The Dragon Lives Again (1977) - Not only is this a Brucesploitation flick, but it also features low-rent, occasionally inexplicable knock-offs of the Godfather, Clint Eastwood, Zaitoichi, Caine from Kung-Fu, the One-Armed Swordsman, Dracula, Emanuelle(!), the Exorcist, James Bond, and even Popeye. Completely bonkers tale of a post-mortem Bruce Lee who enters the underworld only to get mixed up with this motely crew of weirdos and the horny king who rules over them. I'd definitely recommend seeing this with a crowd and (maybe more importantly) seeing a version with the original scope aspect ratio. By all accounts, the pan and scan bootlegs are horrendous. I was able to see the AGFA scan but there is a new Severin scan/restoration which will probably look even better.

Asteroid City (2023) - I'll probably have to sit with this another time before I have anything really substantive to say about it. I really did enjoy it though and I haven't been quite as enamored with Anderson's last couple films (which I still enjoyed so maybe I'm just a hopeless fanboy). While the puzzle box structure of Asteroid City may be the most convoluted in Anderson's filmography, it's noticeably less frantic and I think that's a good thing. 

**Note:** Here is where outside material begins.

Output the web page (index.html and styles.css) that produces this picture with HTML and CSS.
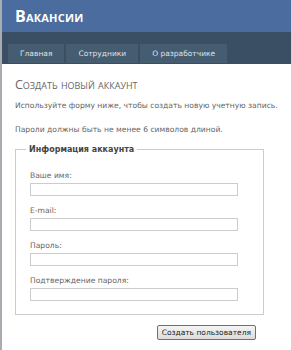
FILE: index.html
```html
<!DOCTYPE html>
<html lang="ru">
<head>
<meta charset="utf-8">
<link rel="stylesheet" href="styles.css">
</head>
<body>
<div class="page">
  <header class="header">
    <h1 class="title">Вакансии</h1>
  </header>
  <nav class="menu">
    <a class="tab">Главная</a>
    <a class="tab">Сотрудники</a>
    <a class="tab">О разработчике</a>
  </nav>
  <main class="main">
    <h2 class="heading">Создать новый аккаунт</h2>
    <p class="text">Используйте форму ниже, чтобы создать новую учетную запись.</p>
    <p class="text text-last">Пароли должны быть не менее 6 символов длиной.</p>
    <fieldset class="box">
      <legend class="legend">Информация аккаунта</legend>
      <div class="field">
        <label class="label">Ваше имя:</label>
        <input class="input" type="text">
      </div>
      <div class="field">
        <label class="label">E-mail:</label>
        <input class="input" type="text">
      </div>
      <div class="field">
        <label class="label">Пароль:</label>
        <input class="input" type="password">
      </div>
      <div class="field">
        <label class="label">Подтверждение пароля:</label>
        <input class="input" type="password">
      </div>
    </fieldset>
    <div class="actions">
      <button class="button">Создать пользователя</button>
    </div>
  </main>
</div>
</body>
</html>
```

FILE: styles.css
```css
html, body {
  margin: 0;
  padding: 0;
  background: #fff;
}
.page {
  border-left: 2px solid #a9acb0;
  min-height: 350px;
  font-family: "DejaVu Sans", "Open Sans", sans-serif;
  color: #666;
}
.header {
  background: #4b6c9e;
  height: 32px;
  padding-left: 13px;
  display: flex;
  align-items: center;
}
.title {
  margin: 0;
  color: #fff;
  font-family: "Open Sans", "DejaVu Sans", sans-serif;
  font-size: 16px;
  font-weight: bold;
  font-variant: small-caps;
  letter-spacing: 0.2px;
}
.menu {
  background: #3a4f63;
  height: 32px;
  padding-left: 6px;
  display: flex;
  align-items: flex-end;
  gap: 2px;
  box-sizing: border-box;
  padding-bottom: 1px;
}
.tab {
  background: #465c71;
  color: #dde4ec;
  font-size: 7.5px;
  height: 19px;
  padding: 0 12px;
  display: flex;
  align-items: center;
}
.main {
  padding: 13px 10px 0 13px;
}
.heading {
  margin: 0 0 8px 0;
  font-family: "Open Sans", "DejaVu Sans", sans-serif;
  font-size: 12.5px;
  line-height: 16px;
  font-weight: normal;
  font-variant: small-caps;
  color: #666;
}
.text {
  margin: 0 0 14px 0;
  font-size: 7.6px;
  line-height: 10px;
  color: #666;
  white-space: nowrap;
}
.text-last {
  margin-bottom: 10px;
}
.box {
  margin: 0 17px 0 0;
  border: 1px solid #ccc;
  padding: 17px 14px 13px 14px;
  display: flex;
  flex-direction: column;
  gap: 10px;
}
.legend {
  font-size: 8px;
  font-weight: bold;
  color: #444;
  padding: 0 3px;
  margin-left: -4px;
}
.field {
  display: flex;
  flex-direction: column;
  gap: 2px;
}
.label {
  font-size: 7.6px;
  line-height: 10px;
  color: #666;
}
.input {
  width: 208px;
  height: 13px;
  box-sizing: border-box;
  border: 1px solid #ccc;
  margin: 0;
  padding: 0;
}
.actions {
  display: flex;
  justify-content: flex-end;
  padding-top: 10px;
  padding-right: 25px;
}
.button {
  font-family: "DejaVu Sans", sans-serif;
  font-size: 7.5px;
  color: #222;
  background: linear-gradient(#f4f4f4, #dcdcdc);
  border: 1px solid #707070;
  border-radius: 2px;
  height: 15px;
  padding: 0 4px;
}
```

The 7th Voyage of Sinbad (1958) - I was able to catch a 16mm screening of this Harryhausen classic thanks to our local Cult Film Collective. If you're local to the Twin Cities, you love weird movies, and you're passionate about seeing films on actual film, you owe it to yourself to look the CFC up and become a member. Sinbad isn't my favorite Harryhausen but it has an absolute banger of a skeleton fight and how about that Star Wars chasm swing?